Mike Meredith - March 11, 2016
Managing technical infrastructure is as challenging as it has ever been. To meet the demands of the modern marketplace, Operations teams need to meet myriad requirements. A common way of talking about it is in the framework of “Trust Services Principles”, which are summarized as:
Security: Is the system protected from unauthorized physical and logical access?
Availability: Is the system continuously available for its intended purpose?
Processing Integrity: Is data being processed in a complete, accurate and timely fashion?
Confidentiality: Is data that is designated as confidential adequately protected?
Privacy: Is Personally Identifiable Information properly collected, retained and destroyed in a way that protects commitments to user privacy?
VictorOps takes all of these principles seriously, but today I want to talk about the first two, Security and Availability. Specifically, how our decision to co-locate our infrastructure with the Fortrust datacenter has been a great benefit to us and to our customers.
When Todd, Bryce and Dan were founding VictorOps in late 2012, they knew going in that our customers would be relying on us in some of their most crucial moments, and we needed to ensure that we could meet the goals in the Trust Services Principles without excuses. This meant that, in a time when many SaaS companies are starting in the cloud and staying there, VictorOps needed to take a different approach. It meant managing our own servers and locating them at a world-class facility.
Fortrust has been operating in Denver since 2000. If you work in technology in the Colorado Front Range area, you’ve probably heard of Fortrust and their stellar reputation for uptime and security. The Fortrust team clearly set out to build a no-compromises data facility, and their Uptime Institute Tier III certification proves the success of that vision.
We toured a lot of datacenters when VictorOps was getting started, but once we saw the Fortrust facility, we knew our search was over. The strength of the facility was obvious, but what came across even more was the professionalism of the Fortrust crew, and the pride that everyone we met took in the job that they do. They got the vision behind VictorOps right away, and have been both terrific partners and boosters for us during our whole history. (Not to mention acting as a host for DevOpsDays Rockies!)
Physical security is one of those things that are absolutely critical, and an absolute drag at the same time. Fortrust takes that part of the equation off of our plate. With a 24x7 on-site security staff and massive physical security infrastructure, we know that absolutely no one will have access to our servers without our say so. The same goes for fire protection, flood prevention, power redundancy, and the dozens of other details that make a datacenter bullet-proof. We know it’s covered. At the time I write this, Fortrust has been enjoying over 14 years of continuous uptime.

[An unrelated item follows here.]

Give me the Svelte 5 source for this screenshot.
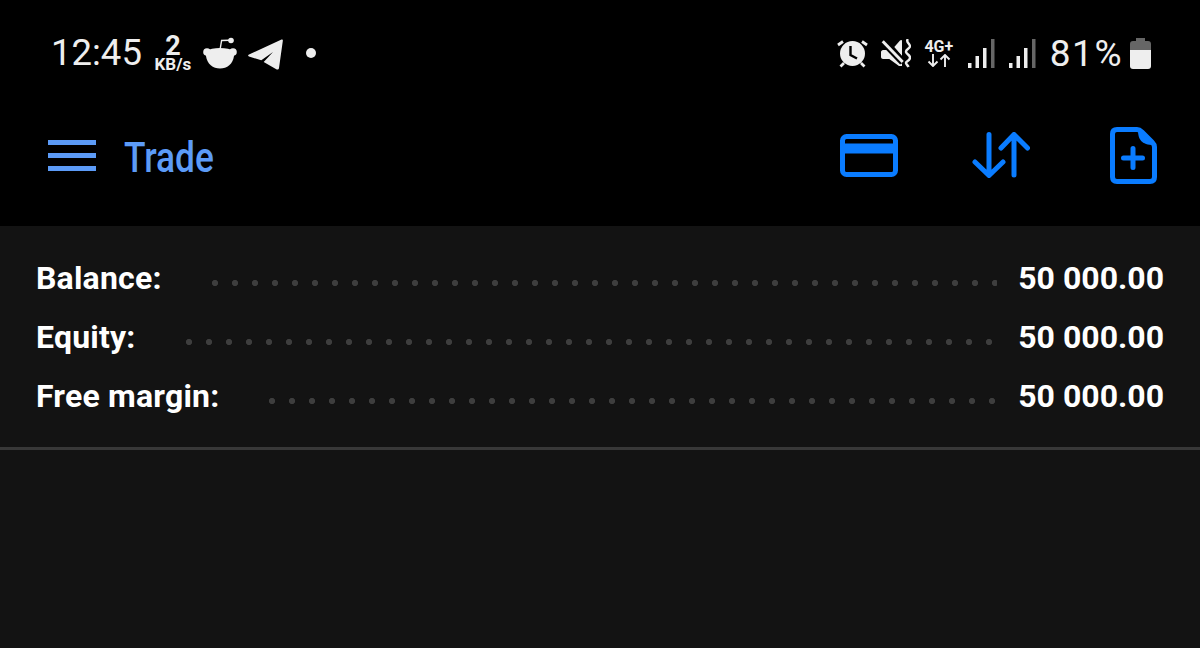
<script>
	const rows = [
		{ label: 'Balance:', value: '50 000.00' },
		{ label: 'Equity:', value: '50 000.00' },
		{ label: 'Free margin:', value: '50 000.00' }
	];
</script>

<div class="screen">
	<div class="status">
		<span class="clock">12:45</span>
		<div class="speed">
			<span class="speed-num">2</span>
			<span class="speed-unit">KB/s</span>
		</div>
		<svg class="reddit" width="34" height="32" viewBox="0 0 34 32" fill="#eee">
			<circle cx="28" cy="3.500" r="2.800" />
			<path d="M17 13 L18.600 3.500 L26 3.300" fill="none" stroke="#eee" stroke-width="1.400" />
			<circle cx="4" cy="15" r="3.800" />
			<circle cx="30" cy="15" r="3.800" />
			<path d="M3 14 C9 10 25 10 31 14 L31 19 C30 27 24 31.500 17 31.500 C10 31.500 4 27 3 19Z" />
		</svg>
		<svg class="telegram" width="36" height="31" viewBox="0 0 36 31" fill="#eee">
			<path d="M33 .8 C34.500 .2 35 1 34.800 2 L31 29 C30.800 30.500 29.500 31 28.300 30.300 L15.700 23 L25 13 L13.300 21.300 L1 17.500 C-.2 17 -.2 16 1 15.500Z" />
		</svg>
		<span class="dot"></span>

		<div class="spacer"></div>

		<svg class="alarm" width="32" height="30" viewBox="0 0 32 30" fill="#eee">
			<circle cx="15.500" cy="15.500" r="12.500" />
			<path d="M13.500 8 V17 L20 20.500" fill="none" stroke="#000" stroke-width="2.400" />
			<path d="M1 7 L6 3.500 M30 7 L25 3.500 M7 25 L3.500 28.500 M24 25 L27.500 28.500" fill="none" stroke="#eee" stroke-width="2.800" />
		</svg>
		<svg class="mute" width="30" height="29" viewBox="0 0 30 29" fill="#eee">
			<path d="M0 13 C0 12 1 11 2 11 H6 L21 25 V27 H18 L8.300 20 H2 C1 20 0 19 0 18Z" />
			<path d="M13.300 8 L19 1.500 C20 .5 21 1 21 2 V17Z" />
			<path d="M1.700 2.300 L21.700 23" fill="none" stroke="#000" stroke-width="7" />
			<path d="M1.700 2.300 L21.700 23" fill="none" stroke="#eee" stroke-width="3" />
			<path d="M27 0 C24 3 29.500 5 29 7.500 C28.500 10 24.500 10.500 25 13 C25.500 15.500 29.500 16 29 19 C28.500 22 24.500 22.500 25 24 C25.300 25.500 27 26.500 27.500 28" fill="none" stroke="#eee" stroke-width="2.400" />
		</svg>
		<div class="net">
			<span class="net-label">4G+</span>
			<svg width="24" height="13" viewBox="0 0 24 13" fill="none" stroke="#eee" stroke-width="1.900">
				<path d="M6 0 V12 M1.500 7.500 L6 12 L10.500 7.500" />
				<path d="M18 13 V1 M13.500 5.500 L18 1 L22.500 5.500" />
			</svg>
		</div>
		<svg class="signal" width="28" height="29" viewBox="0 0 28 29">
			<rect x="0" y="24" width="3.500" height="5" fill="#eee" />
			<rect x="7.500" y="17" width="3.500" height="12" fill="#eee" />
			<rect x="15" y="9" width="3.500" height="20" fill="#eee" />
			<rect x="23" y="0" width="3.500" height="29" fill="#666" />
		</svg>
		<svg class="signal" width="28" height="29" viewBox="0 0 28 29">
			<rect x="0" y="24" width="3.500" height="5" fill="#eee" />
			<rect x="7.500" y="17" width="3.500" height="12" fill="#eee" />
			<rect x="15" y="9" width="3.500" height="20" fill="#eee" />
			<rect x="23" y="0" width="3.500" height="29" fill="#666" />
		</svg>
		<span class="percent">81%</span>
		<svg class="battery" width="21" height="31" viewBox="0 0 21 31">
			<path d="M6 0 H15 V3 H18 C20 3 21 4 21 6 V13 H0 V6 C0 4 1 3 3 3 H6Z" fill="#666" />
			<path d="M0 12 H21 V28 C21 30 20 31 18 31 H3 C1 31 0 30 0 28Z" fill="#eee" />
		</svg>
	</div>

	<header class="toolbar">
		<div class="menu">
			<span></span>
			<span></span>
			<span></span>
		</div>
		<div class="title"><span>Trade</span></div>
		<div class="spacer"></div>
		<svg class="card" width="58" height="43" viewBox="0 0 58 43" fill="none" stroke="#0a7cff" stroke-width="5">
			<rect x="2.500" y="2.500" width="53" height="38" rx="4" />
			<path d="M2 14.500 H56" stroke-width="10" />
		</svg>
		<svg class="arrows" width="58" height="46" viewBox="0 0 58 46" fill="none" stroke="#0a7cff" stroke-width="5" stroke-linecap="round" stroke-linejoin="round">
			<path d="M17 2.500 V43 M3 30 L17 43.500 L31 30" />
			<path d="M42 43 V2.500 M29 16 L42 2.500 L55.500 16" />
		</svg>
		<svg class="file" width="47" height="57" viewBox="0 0 47 57" fill="none" stroke="#0a7cff" stroke-width="5" stroke-linejoin="round">
			<path d="M7 2.500 H27 C29 2.500 30.500 3.500 32 5 L42 15 C43.500 16.500 44.500 18 44.500 20 V50 C44.500 53 43 54.500 40 54.500 H7 C4 54.500 2.500 53 2.500 50 V7 C2.500 4 4 2.500 7 2.500Z" />
			<path d="M28 3 C28 12 31 18 44 18 Z" fill="#0a7cff" stroke="none" />
			<path d="M23 21.500 V40.500 M13.500 31 H32.500" stroke-width="5" stroke-linecap="round" />
		</svg>
	</header>

	<section class="account">
		{#each rows as row}
			<div class="row">
				<span class="label">{row.label}</span>
				<span class="leader"></span>
				<span class="value">{row.value}</span>
			</div>
		{/each}
	</section>
</div>

<style>
	:global(body) {
		background: #131313;
	}

	.screen {
		width: 1200px;
		height: 648px;
		overflow: hidden;
		display: flex;
		flex-direction: column;
		background: #131313;
		font-family: Roboto, "Noto Sans", sans-serif;
	}

	.spacer {
		flex: 1;
	}

	.status {
		height: 108px;
		box-sizing: border-box;
		padding: 0 49px 2px 51px;
		background: #000;
		color: #eee;
		display: flex;
		align-items: center;
	}

	.clock,
	.percent {
		font-size: 36.500px;
		font-weight: 400;
		line-height: 1;
	}

	.percent {
		font-size: 37px;
		letter-spacing: 1.500px;
	}

	.speed {
		margin-left: 12px;
		width: 38px;
		display: flex;
		flex-direction: column;
		align-items: center;
		font-weight: 700;
		line-height: 1;
	}

	.speed-num {
		font-size: 27px;
		height: 23px;
	}

	.speed-unit {
		font-size: 17px;
	}

	.reddit {
		margin-left: 11px;
	}

	.telegram {
		margin-left: 11px;
		margin-top: 2px;
	}

	.dot {
		width: 10px;
		height: 10px;
		border-radius: 50%;
		background: #eee;
		margin-left: 22px;
	}

	.alarm {
		margin-right: 12px;
	}

	.mute {
		margin-right: 13px;
	}

	.net {
		width: 30px;
		margin-right: 14px;
		display: flex;
		flex-direction: column;
		align-items: center;
	}

	.net-label {
		font-size: 16px;
		font-weight: 700;
		line-height: 15px;
	}

	.signal {
		margin-right: 13px;
	}

	.battery {
		margin-left: 7px;
	}

	.toolbar {
		height: 118px;
		box-sizing: border-box;
		padding: 0 43px 24px 48px;
		background: #000;
		display: flex;
		align-items: center;
	}

	.menu {
		width: 48px;
		display: flex;
		flex-direction: column;
		gap: 8px;
	}

	.menu span {
		height: 5px;
		background: #5c9bf7;
	}

	.title {
		margin: 4px 0 0 28px;
		color: #5c9bf7;
		font-size: 43px;
		font-weight: 500;
		line-height: 1;
	}

	.title span {
		display: inline-block;
		transform: scaleX(0.82);
		transform-origin: left center;
	}

	.card {
		margin-right: 74px;
	}

	.arrows {
		margin-right: 80px;
	}

	.account {
		box-sizing: border-box;
		height: 224px;
		padding: 22px 36px 0;
		border-bottom: 3px solid #383838;
	}

	.row {
		height: 59px;
		display: flex;
		align-items: center;
		color: #fff;
		font-size: 32px;
		font-weight: 700;
		white-space: nowrap;
	}

	.label {
		letter-spacing: 0.200px;
	}

	.leader {
		flex: 1;
		height: 6px;
		margin: 10px 21px 0 50px;
		background: radial-gradient(circle at 3px 3px, #3e3e3e 2.800px, transparent 3.300px) 0 0 / 20px 6px repeat-x;
	}
</style>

With so many companies taking the approach of “Light up two AWS zones and call it good”, isn’t that how server availability is done now? Not for us. Our philosophy is that the key to uptime is control and knowledge. That means that our platform runs on servers we own and manage, and communicates over a network that we designed and built ourselves.
Several reasons. There’s a lot you can do with your environment to make it highly-available, and we do it all. Resilience is key here. Redundant power feeds and supplies, a fully-meshed network, with each server bonded to multiple switches, and on and on. Any physical component in our environment can fail without causing an outage. We know, because we test - continuously! We don’t have to take a cloud provider’s word for it.
When maintenance needs to happen, we control when it happens, and what procedure gets followed. Patches to infrastructure can happen immediately if we need them right away, or can be scheduled for when we can manage the changes without downtime. Very few–if any–cloud vendors will give you this level of control. If we need to make a change to support a new feature or integration, we don’t need to wait for someone who doesn’t work for us and doesn’t share our concern for our customers. We make the change ourselves.
This doesn’t mean that we’re limited to a single site, of course. We maintain a warm-standby DR site on the cloud that can handle our production traffic if there’s a disaster at our primary site or we need to perform large-scale maintenance. Maintenance failovers are seamless, with no alerts being dropped (we test continuously). As we continue to grow and expand, we expect to move to an active-active multi-site architecture to manage the scale. But even then, we will continue to work with highly redundant network and server designs, and maximize uptime at each site.
There are challenges to this approach, especially for a startup. Your organization needs to have a tremendous depth of knowledge about hardware, network design and management, operating systems management and other “old school” infrastructure concepts. You need to have a team with the knowledge, temperament and level of commitment necessary to maintain best practices. And you need to have great IP, colocation and hardware partners.
The payoff is huge though. Since we designed and built our network ourselves, we understand what it takes to port our platform to cloud providers or other datacenters without relying on proprietary features in the cloud stack. We know our platform will run anywhere, not just on AWS (we’ve tested!).
For a lot of organizations, especially those without a lot of infrastructure knowledge on the bench, a cloud-only strategy can make a lot of sense. You can scale quickly, you can do more with a smaller and less-experienced staff, and you can use proprietary features like load-balancers and cloud-based data stores and save yourself some engineering effort.
But for real, enterprise-grade availability, there’s no substitute for being able to say “We built it, we own it, and we manage it.” At VictorOps we can say that, and we don’t take a back seat to anyone when it comes to uptime.